On the drm/amd bugtracker I was asked to reproduce the issue on RedHat Enterprise Linux 8.6 because fedora is not officially supported.
So I did install RHEL and installed the amdgpu-install package via the official RPM

Then running
#> sudo amdgpu-install --usecase=hip
worked without issues and I could not reproduce the error on RHEL 8.6 - it works like it's supposed to.

So I tried the same thing on Fedora 36 but the package amdgpu-dkms which seems to be a kernel module that will be built against the current kernel, does not build/install and instead throws errors leaving me with functional ROCm but I still experience the issue.

I'm trying to get the kernel module to compile on Fedora but it seems there are some checks for certain kernel settings which I honestly have little clue of.

here's the build error:

[joni@linuxjoni02 yum.repos.d]$ cat /var/lib/dkms/amdgpu/5.16.9.22.20-1438747.el9/build/make.log
DKMS make.log for amdgpu-5.16.9.22.20-1438747.el9 for kernel 5.19.4-200.fc36.x86_64 (x86_64)
Fri Sep  2 10:20:45 PM CEST 2022
make: Entering directory '/usr/src/kernels/5.19.4-200.fc36.x86_64'
/var/lib/dkms/amdgpu/5.16.9.22.20-1438747.el9/build/Makefile:16: *** dma_resv->seq is missing., exit....  Stop.
make: *** [Makefile:1851: /var/lib/dkms/amdgpu/5.16.9.22.20-1438747.el9/build] Error 2
make: Leaving directory '/usr/src/kernels/5.19.4-200.fc36.x86_64'
[joni@linuxjoni02 yum.repos.d]$

TL;DR: It's not a blender issue.
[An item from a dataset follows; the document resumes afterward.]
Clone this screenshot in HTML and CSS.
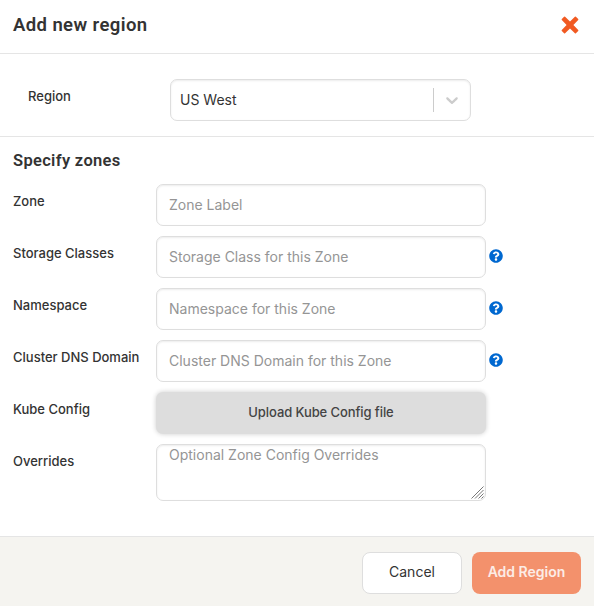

I'll close this ticket tomorrow and continue on here:
https://discussion.fedoraproject.org/t/blender-amd-and-opencl/40199

Thanks to everyone!

Jonathan (joni999) closed this task as Archived.Sun, Sep 4, 3:39 PM
This comment was removed by viktor (viktor3d).
Jonathan (joni999) added a comment.EditedSat, Sep 24, 1:19 PM

If you are experiencing the same issue and you are on one of the ROCm supported Distros please share your experience at this amd ticket:
https://gitlab.freedesktop.org/drm/amd/-/issues/2145
I hope this can be fixed soon, so Cycles will be usable again!